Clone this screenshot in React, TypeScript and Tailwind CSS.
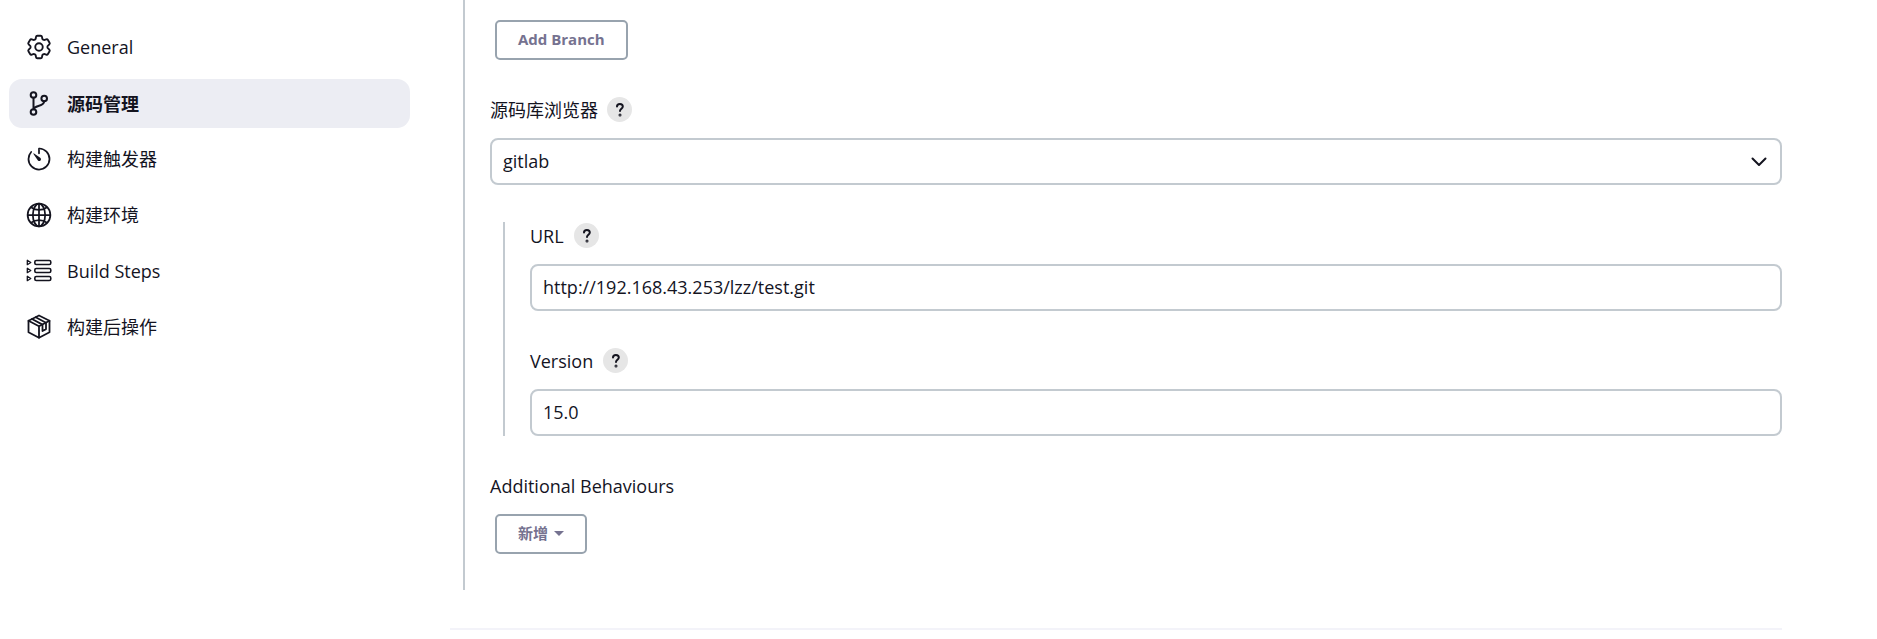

* * * * *

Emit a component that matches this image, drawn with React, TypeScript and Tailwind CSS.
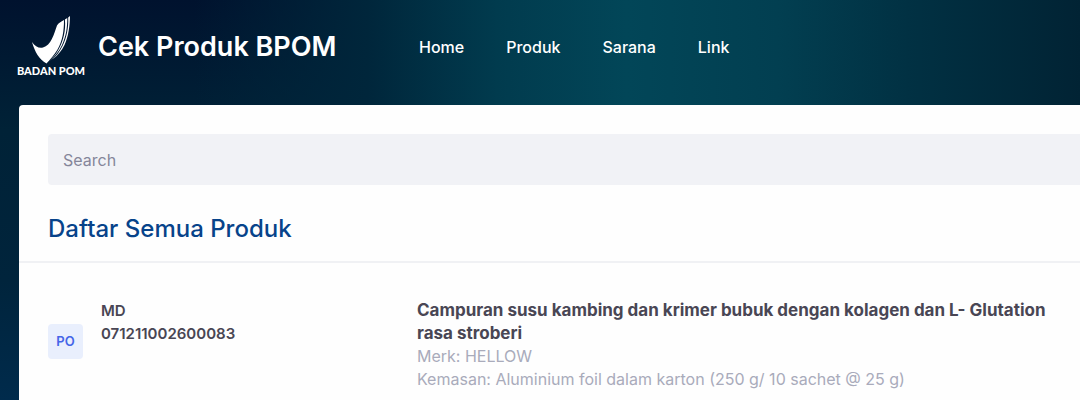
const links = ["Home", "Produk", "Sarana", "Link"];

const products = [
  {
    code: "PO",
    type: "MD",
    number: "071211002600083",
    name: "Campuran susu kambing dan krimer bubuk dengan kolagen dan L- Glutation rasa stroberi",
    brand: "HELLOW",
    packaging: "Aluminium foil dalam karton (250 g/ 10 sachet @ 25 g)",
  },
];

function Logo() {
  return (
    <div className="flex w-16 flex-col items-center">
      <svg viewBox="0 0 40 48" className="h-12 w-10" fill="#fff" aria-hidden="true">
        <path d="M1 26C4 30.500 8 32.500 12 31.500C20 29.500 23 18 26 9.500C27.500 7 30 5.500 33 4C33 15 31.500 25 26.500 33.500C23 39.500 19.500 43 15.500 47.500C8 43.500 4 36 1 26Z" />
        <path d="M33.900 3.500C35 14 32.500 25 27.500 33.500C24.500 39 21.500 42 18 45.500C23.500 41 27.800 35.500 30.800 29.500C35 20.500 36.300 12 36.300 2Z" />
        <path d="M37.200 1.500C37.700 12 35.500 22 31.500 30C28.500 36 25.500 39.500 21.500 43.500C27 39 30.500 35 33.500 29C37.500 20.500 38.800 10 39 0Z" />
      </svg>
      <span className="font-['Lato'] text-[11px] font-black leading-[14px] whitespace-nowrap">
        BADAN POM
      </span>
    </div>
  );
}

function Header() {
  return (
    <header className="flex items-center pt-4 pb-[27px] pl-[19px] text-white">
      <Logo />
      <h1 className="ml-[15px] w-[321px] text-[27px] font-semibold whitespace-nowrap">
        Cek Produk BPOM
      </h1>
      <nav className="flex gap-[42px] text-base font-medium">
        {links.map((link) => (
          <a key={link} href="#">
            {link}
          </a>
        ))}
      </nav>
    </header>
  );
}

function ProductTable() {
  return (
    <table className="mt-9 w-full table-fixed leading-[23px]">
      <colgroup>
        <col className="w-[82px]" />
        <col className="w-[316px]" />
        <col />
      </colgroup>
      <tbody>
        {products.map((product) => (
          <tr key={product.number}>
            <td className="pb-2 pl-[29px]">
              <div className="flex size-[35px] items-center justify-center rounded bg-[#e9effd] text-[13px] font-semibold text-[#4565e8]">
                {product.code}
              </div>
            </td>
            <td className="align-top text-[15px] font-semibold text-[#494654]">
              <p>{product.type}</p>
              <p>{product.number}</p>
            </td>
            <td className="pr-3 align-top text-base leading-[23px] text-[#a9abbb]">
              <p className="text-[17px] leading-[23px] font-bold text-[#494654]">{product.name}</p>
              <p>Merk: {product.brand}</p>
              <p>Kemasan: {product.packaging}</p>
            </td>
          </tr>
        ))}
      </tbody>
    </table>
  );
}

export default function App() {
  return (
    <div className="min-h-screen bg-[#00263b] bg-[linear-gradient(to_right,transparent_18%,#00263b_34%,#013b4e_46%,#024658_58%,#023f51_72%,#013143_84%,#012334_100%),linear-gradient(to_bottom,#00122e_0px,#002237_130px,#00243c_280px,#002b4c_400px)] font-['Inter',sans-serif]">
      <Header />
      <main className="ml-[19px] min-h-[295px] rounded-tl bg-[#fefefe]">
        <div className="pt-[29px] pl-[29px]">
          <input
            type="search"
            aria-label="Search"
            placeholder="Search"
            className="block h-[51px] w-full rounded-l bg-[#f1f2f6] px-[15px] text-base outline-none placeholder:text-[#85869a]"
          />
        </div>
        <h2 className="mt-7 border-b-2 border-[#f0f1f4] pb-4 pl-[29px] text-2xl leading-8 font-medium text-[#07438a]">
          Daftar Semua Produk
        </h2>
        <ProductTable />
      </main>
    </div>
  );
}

* * * * *

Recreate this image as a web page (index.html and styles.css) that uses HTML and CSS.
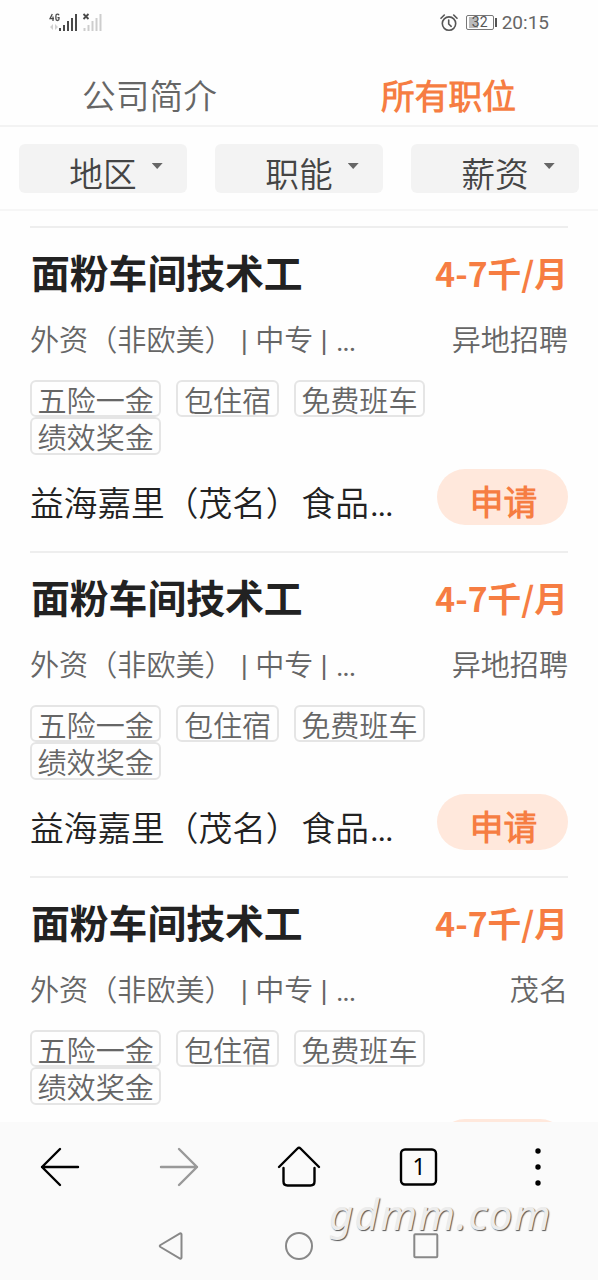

* * * * *

#### [WHAT THE TASK REQUIRES]
Determine how many lines in the listing above hold the string "image", then write only the number.

#### [TASK OUTPUT]
2